Is flirting innate? Is it a learned behavior? Flirting in some aspects must be innate, as part of the instinctual behavior humans have for packs and groups. But like any 'instinctual' behavior, practice and trial and error makes the behavior better, and more 'learned'.
posted by rich at 9:13 AM on June 4, 2002


mlang, I didn't misinterpret it. I chose to comment on one angle of my interpretation of the article.

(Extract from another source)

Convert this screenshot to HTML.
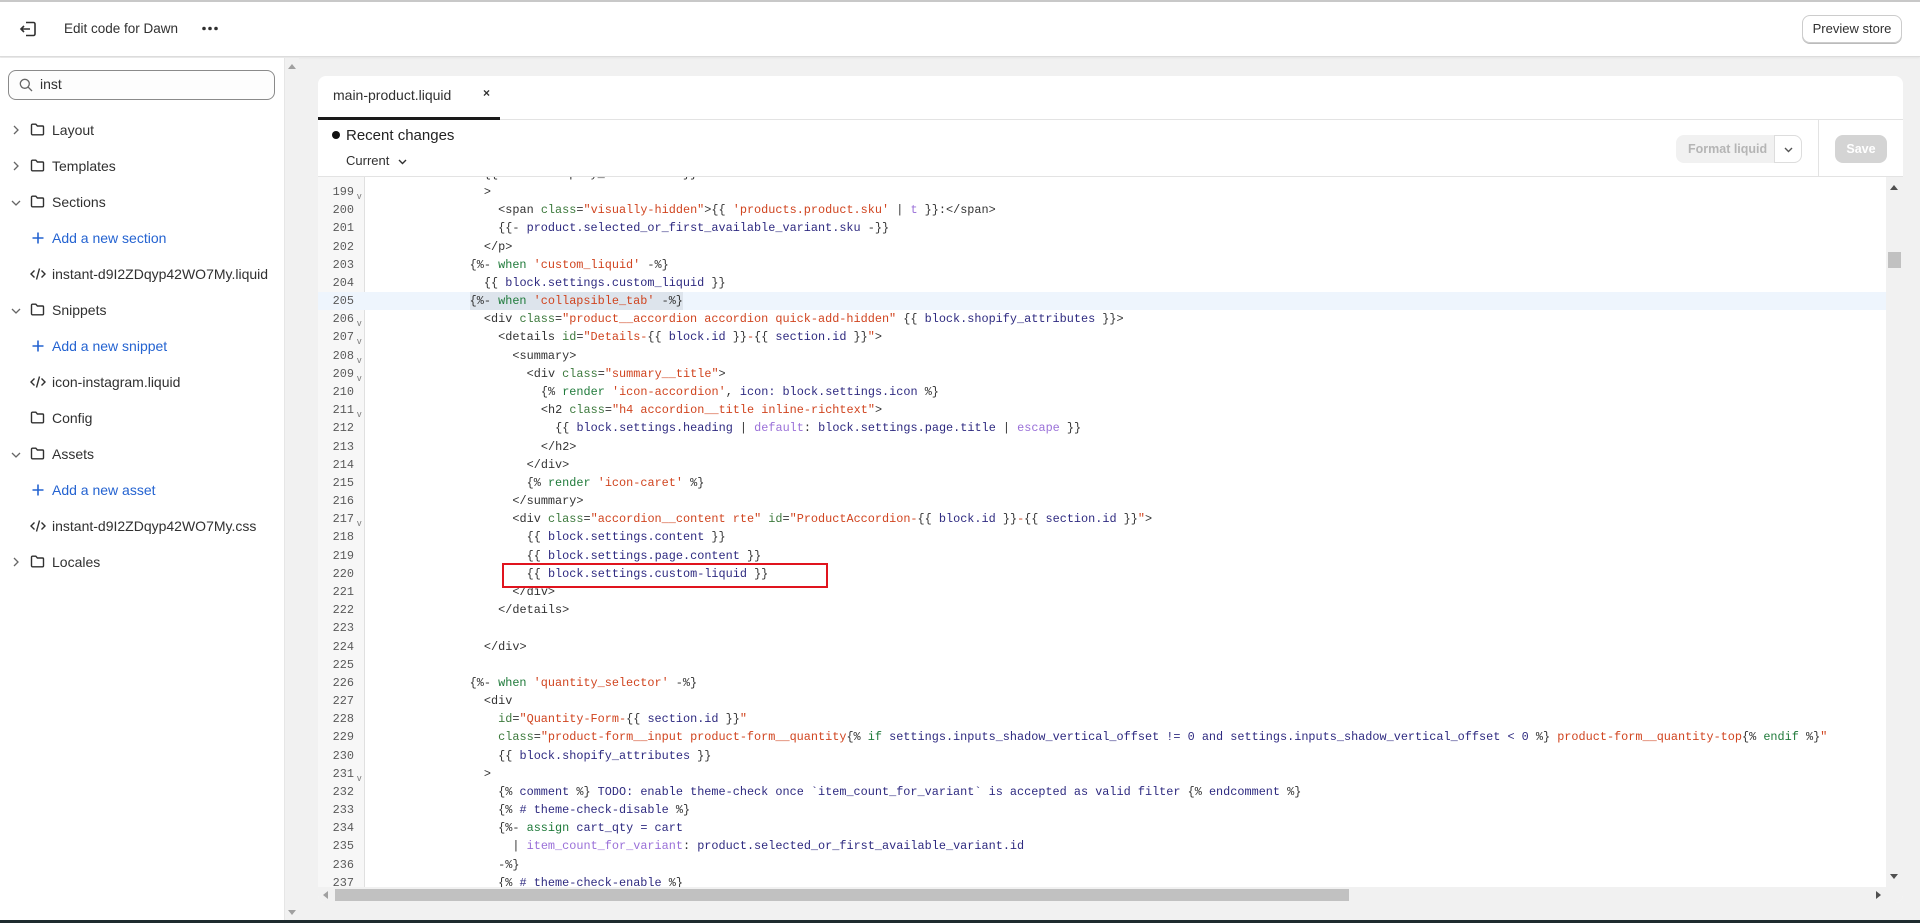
<!DOCTYPE html>
<html><head><meta charset="utf-8"><style>
*{margin:0;padding:0;box-sizing:border-box}
body{width:1920px;height:923px;overflow:hidden;background:#f1f1f1;font-family:"Liberation Sans",sans-serif;color:#303030;position:relative}
.abs{position:absolute}
#hdr{left:0;top:0;width:1920px;height:57px;background:#fff;border-top:2px solid #c8c8c8;border-bottom:1px solid #dcdcdc;box-shadow:0 1px 2px rgba(0,0,0,.06)}
#side{left:0;top:58px;width:284px;height:862px;background:#fff}
.item{position:absolute;left:0;height:20px;font-size:14px;color:#303030;line-height:20px;white-space:nowrap}
.item svg{position:absolute}
.blue{color:#2463d1}
#card{left:318px;top:76px;width:1585px;height:827px;background:#fff;border-radius:8px;overflow:hidden}
.code{font-family:"Liberation Mono",monospace;font-size:11.85px;white-space:pre;line-height:18px}
.ln{position:absolute;left:0;width:351px;text-align:right;color:#5a5a5a}
.cl{position:absolute;left:370px;color:#333}
.a{color:#3d7a3d}.s{color:#d0441f}.k{color:#1f7a3a}.v{color:#2e2a80}.f{color:#9a70d8}
.fold{position:absolute;left:355px;font-size:9px;color:#777;font-family:"Liberation Sans",sans-serif}
</style></head><body>

<div id="hdr" class="abs">
  <svg class="abs" style="left:19px;top:19px" width="18" height="16" viewBox="0 0 18 16" fill="none" stroke="#303030" stroke-width="1.6"><path d="M7 1.5h7.5a1.5 1.5 0 0 1 1.5 1.5v10a1.5 1.5 0 0 1-1.5 1.5H7"/><path d="M11 8H2M5 5 2 8l3 3"/></svg>
  <div class="abs" style="left:64px;top:19px;font-size:13.5px">Edit code for Dawn</div>
  <svg class="abs" style="left:202px;top:24px" width="16" height="5" viewBox="0 0 16 5" fill="#303030"><circle cx="2" cy="2.5" r="1.8"/><circle cx="8" cy="2.5" r="1.8"/><circle cx="14" cy="2.5" r="1.8"/></svg>
  <div class="abs" style="left:1802px;top:13px;width:100px;height:28px;border:1px solid #ccc;border-radius:8px;box-shadow:0 1px 0 #bbb;font-size:13px;text-align:center;line-height:26px;color:#303030">Preview store</div>
</div>

<div id="side" class="abs">
  <div class="abs" style="left:8px;top:12px;width:267px;height:30px;border:1px solid #8a8a8a;border-radius:8px;background:#fdfdfd"></div>
  <svg class="abs" style="left:19px;top:20px" width="14" height="14" viewBox="0 0 14 14" fill="none" stroke="#666" stroke-width="1.3"><circle cx="5.8" cy="5.8" r="4.5"/><path d="M9.2 9.2 13 13"/></svg>
  <div class="abs" style="left:40px;top:18px;font-size:14px">inst</div>
</div>
<div class="abs" style="left:284px;top:58px;width:15px;height:862px;background:#f1f1f1;border-left:1px solid #e6e6e6">
  <div class="abs" style="left:3px;top:6px;width:0;height:0;border-left:4px solid transparent;border-right:4px solid transparent;border-bottom:5px solid #a0a0a0"></div>
  <div class="abs" style="left:3px;top:852px;width:0;height:0;border-left:4px solid transparent;border-right:4px solid transparent;border-top:5px solid #a0a0a0"></div>
</div>

<div id="items"></div>

<div id="card" class="abs">
  <div class="abs" style="left:15px;top:11px;font-size:14px">main-product.liquid</div>
  <div class="abs" style="left:165px;top:10px;font-size:12px;font-weight:bold">×</div>
  <div class="abs" style="left:0;top:43px;width:1585px;height:1px;background:#e3e3e3"></div>
  <div class="abs" style="left:0;top:41px;width:182px;height:3px;background:#1a1a1a"></div>
  <div class="abs" style="left:14px;top:55px;width:8px;height:8px;border-radius:50%;background:#111"></div>
  <div class="abs" style="left:28px;top:51px;font-size:15px;color:#222">Recent changes</div>
  <div class="abs" style="left:28px;top:77px;font-size:13px;color:#303030">Current</div>
  <svg class="abs" style="left:80px;top:83px" width="9" height="6" viewBox="0 0 9 6" fill="none" stroke="#303030" stroke-width="1.4"><path d="M1 1l3.5 3.5L8 1"/></svg>
  <div class="abs" style="left:1358px;top:59px;width:126px;height:28px;background:#f1f1f1;border-radius:8px;font-size:12.5px;font-weight:bold;color:#b5b5b5;line-height:28px;padding-left:12px">Format liquid</div>
  <div class="abs" style="left:1456px;top:59px;width:28px;height:28px;background:#fff;border:1px solid #ddd;border-radius:0 8px 8px 0"></div>
  <svg class="abs" style="left:1466px;top:71px" width="9" height="6" viewBox="0 0 9 6" fill="none" stroke="#555" stroke-width="1.4"><path d="M1 1l3.5 3.5L8 1"/></svg>
  <div class="abs" style="left:1500px;top:44px;width:1px;height:57px;background:#e3e3e3"></div>
  <div class="abs" style="left:1517px;top:59px;width:52px;height:28px;background:#d4d4d4;border-radius:8px;font-size:12.5px;font-weight:bold;color:#fff;line-height:28px;text-align:center">Save</div>
  <div class="abs" style="left:0;top:100px;width:1585px;height:1px;background:#e3e3e3"></div>
</div>

<div class="abs code" id="code" style="left:318px;top:177px;width:1568px;height:710px;overflow:hidden;background:#fff">
  <div class="abs" style="left:0;top:0;width:47px;height:710px;background:#f7f7f7;border-right:1px solid #e0e0e0"></div>
</div>
<div class="abs" style="left:1886px;top:177px;width:17px;height:710px;background:#f1f1f1">
  <div class="abs" style="left:4px;top:8px;width:0;height:0;border-left:4px solid transparent;border-right:4px solid transparent;border-bottom:5px solid #505050"></div>
  <div class="abs" style="left:2px;top:75px;width:13px;height:16px;background:#c1c1c1"></div>
  <div class="abs" style="left:4px;top:697px;width:0;height:0;border-left:4px solid transparent;border-right:4px solid transparent;border-top:5px solid #505050"></div>
</div>
<div class="abs" style="left:318px;top:887px;width:1585px;height:16px;background:#f1f1f1;border-radius:0 0 8px 8px">
  <div class="abs" style="left:5px;top:4px;width:0;height:0;border-top:4px solid transparent;border-bottom:4px solid transparent;border-right:5px solid #a0a0a0"></div>
  <div class="abs" style="left:17px;top:2px;width:1014px;height:12px;background:#c1c1c1"></div>
  <div class="abs" style="left:1558px;top:4px;width:0;height:0;border-top:4px solid transparent;border-bottom:4px solid transparent;border-left:5px solid #505050"></div>
</div>
<div class="abs" style="left:502px;top:563px;width:326px;height:25px;border:2px solid #e0141e"></div>
<div class="abs" style="left:0;top:920px;width:1920px;height:3px;background:#1e2b2f"></div>

<script>
const items=[
["f","Layout",130,1],["f","Templates",166,1],["f","Sections",202,0],["a","Add a new section",238],["c","instant-d9I2ZDqyp42WO7My.liquid",274],
["f","Snippets",310,0],["a","Add a new snippet",346],["c","icon-instagram.liquid",382],["f","Config",418,2],["f","Assets",454,0],
["a","Add a new asset",490],["c","instant-d9I2ZDqyp42WO7My.css",526],["f","Locales",562,1]];
let h='';
for(const it of items){
 const y=it[2]-10;
 let ic='';
 if(it[0]=='f'){
  if(it[3]==1) ic+='<svg style="left:12px;top:5px" width="8" height="10" viewBox="0 0 8 10" fill="none" stroke="#666" stroke-width="1.3"><path d="M2 1l4 4-4 4"/></svg>';
  if(it[3]==0) ic+='<svg style="left:11px;top:7px" width="10" height="8" viewBox="0 0 10 8" fill="none" stroke="#666" stroke-width="1.3"><path d="M1 2l4 4 4-4"/></svg>';
  ic+='<svg style="left:30px;top:3px" width="15" height="13" viewBox="0 0 15 13" fill="none" stroke="#303030" stroke-width="1.4"><path d="M1.5 2.2a1 1 0 0 1 1-1h3.3l1.6 1.8h5.1a1 1 0 0 1 1 1v6.8a1 1 0 0 1-1 1H2.5a1 1 0 0 1-1-1z"/></svg>';
  h+='<div class="item" style="top:'+y+'px">'+ic+'<span style="position:absolute;left:52px">'+it[1]+'</span></div>';
 } else if(it[0]=='a'){
  ic='<svg style="left:32px;top:4px" width="12" height="12" viewBox="0 0 12 12" stroke="#2463d1" stroke-width="1.6"><path d="M6 0.5v11M0.5 6h11"/></svg>';
  h+='<div class="item blue" style="top:'+y+'px">'+ic+'<span style="position:absolute;left:52px">'+it[1]+'</span></div>';
 } else {
  ic='<svg style="left:30px;top:3px" width="16" height="14" viewBox="0 0 16 14" fill="none" stroke="#303030" stroke-width="1.4"><path d="M4.5 3.5 1 7l3.5 3.5M11.5 3.5 15 7l-3.5 3.5M9.5 1.5l-3 11"/></svg>';
  h+='<div class="item" style="top:'+y+'px">'+ic+'<span style="position:absolute;left:52px">'+it[1]+'</span></div>';
 }
}
document.getElementById('items').innerHTML=h;

function e(s){return s.replace(/&/g,'&amp;').replace(/</g,'&lt;').replace(/>/g,'&gt;')}
const T=(t,c)=>c?'<span class="'+c+'">'+e(t)+'</span>':e(t);
const L=[
[198,16,[["{{ block.shopify_attributes }}"]]],
[199,16,[[">"]],1],
[200,18,[["<span "],["class","a"],["="],['"visually-hidden"',"s"],[">{{ "],["'products.product.sku'","s"],[" | "],["t","f"],[" }}:</span>"]]],
[201,18,[["{{- "],["product.selected_or_first_available_variant.sku","v"],[" -}}"]]],
[202,16,[["</p>"]]],
[203,14,[["{%- "],["when","k"],[" "],["'custom_liquid'","s"],[" -%}"]]],
[204,16,[["{{ "],["block.settings.custom_liquid","v"],[" }}"]]],
[205,14,[["{%- "],["when","k"],[" "],["'collapsible_tab'","s"],[" -%}"]]],
[206,16,[["<div "],["class","a"],["="],['"product__accordion accordion quick-add-hidden"',"s"],[" {{ "],["block.shopify_attributes","v"],[" }}>"]],1],
[207,18,[["<details "],["id","a"],["="],['"Details-',"s"],["{{ "],["block.id","v"],[" }}"],["-","s"],["{{ "],["section.id","v"],[" }}"],['"',"s"],[">"]],1],
[208,20,[["<summary>"]],1],
[209,22,[["<div "],["class","a"],["="],['"summary__title"',"s"],[">"]],1],
[210,24,[["{% "],["render","k"],[" "],["'icon-accordion'","s"],[", "],["icon: block.settings.icon","v"],[" %}"]]],
[211,24,[["<h2 "],["class","a"],["="],['"h4 accordion__title inline-richtext"',"s"],[">"]],1],
[212,26,[["{{ "],["block.settings.heading","v"],[" | "],["default","f"],[": "],["block.settings.page.title","v"],[" | "],["escape","f"],[" }}"]]],
[213,24,[["</h2>"]]],
[214,22,[["</div>"]]],
[215,22,[["{% "],["render","k"],[" "],["'icon-caret'","s"],[" %}"]]],
[216,20,[["</summary>"]]],
[217,20,[["<div "],["class","a"],["="],['"accordion__content rte"',"s"],[" "],["id","a"],["="],['"ProductAccordion-',"s"],["{{ "],["block.id","v"],[" }}"],["-","s"],["{{ "],["section.id","v"],[" }}"],['"',"s"],[">"]],1],
[218,22,[["{{ "],["block.settings.content","v"],[" }}"]]],
[219,22,[["{{ "],["block.settings.page.content","v"],[" }}"]]],
[220,22,[["{{ "],["block.settings.custom-liquid","v"],[" }}"]]],
[221,20,[["</div>"]]],
[222,18,[["</details>"]]],
[223,0,[]],
[224,16,[["</div>"]]],
[225,0,[]],
[226,14,[["{%- "],["when","k"],[" "],["'quantity_selector'","s"],[" -%}"]]],
[227,16,[["<div"]]],
[228,18,[["id","a"],["="],['"Quantity-Form-',"s"],["{{ "],["section.id","v"],[" }}"],['"',"s"]]],
[229,18,[["class","a"],["="],['"product-form__input product-form__quantity',"s"],["{% "],["if","k"],[" "],["settings.inputs_shadow_vertical_offset != 0 and settings.inputs_shadow_vertical_offset < 0","v"],[" %}"],[" product-form__quantity-top","s"],["{% "],["endif","k"],[" %}"],['"',"s"]]],
[230,18,[["{{ "],["block.shopify_attributes","v"],[" }}"]]],
[231,16,[[">"]],1],
[232,18,[["{% "],["comment","v"],[" %}"],[" TODO: enable theme-check once `item_count_for_variant` is accepted as valid filter ","v"],["{% "],["endcomment","v"],[" %}"]]],
[233,18,[["{% "],["# theme-check-disable","v"],[" %}"]]],
[234,18,[["{%- "],["assign","k"],[" "],["cart_qty = cart","v"]]],
[235,20,[["| "],["item_count_for_variant","f"],[": "],["product.selected_or_first_available_variant.id","v"]]],
[236,18,[["-%}"]]],
[237,18,[["{% "],["# theme-check-enable","v"],[" %}"]]]
];
let c='';
const cw=7.12;
for(const [n,ind,toks,fold] of L){
 const top=(15+(n-199)*18.18)-9;
 if(n==205){c+='<div class="abs" style="left:0;top:'+top+'px;width:1568px;height:18px;background:#eef5fd"></div>';
  c+='<div class="abs" style="left:'+(52+ind*cw)+'px;top:'+top+'px;width:'+(30*cw)+'px;height:18px;background:#dde4ec"></div>';}
 c+='<div class="ln" style="top:'+top+'px;width:36px;left:0">'+(n==198?'':n)+'</div>';
 if(fold)c+='<div class="fold" style="top:'+(top+4)+'px;left:39px">v</div>';
 let s='';for(const t of toks)s+=T(t[0],t[1]);
 c+='<div class="cl" style="top:'+top+'px;left:'+(52+ind*cw)+'px">'+s+'</div>';
}
document.getElementById('code').insertAdjacentHTML('beforeend',c);
</script>
</body></html>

You misinterpreted my interpretation.
posted by iconomy at 9:50 AM on June 4, 2002


"One particular form of humour, playful teasing, is particularly common in flirtatious encounters...playful teasing allows partners to increase the 'personal' content of the exchange, while keeping the tone light-hearted and non-serious, thus escalating the level of disclosure and intimacy in a non-threatening manner"

I have a somewhat different take on teasing: that it's a form of disarmament. Teasing involves using ostensibly threatening/negative language in a positive way. It says, in effect, I am so attractive, and so undangerous as to your being that, even when I say these "offensive" things, they are positive/enjoyable.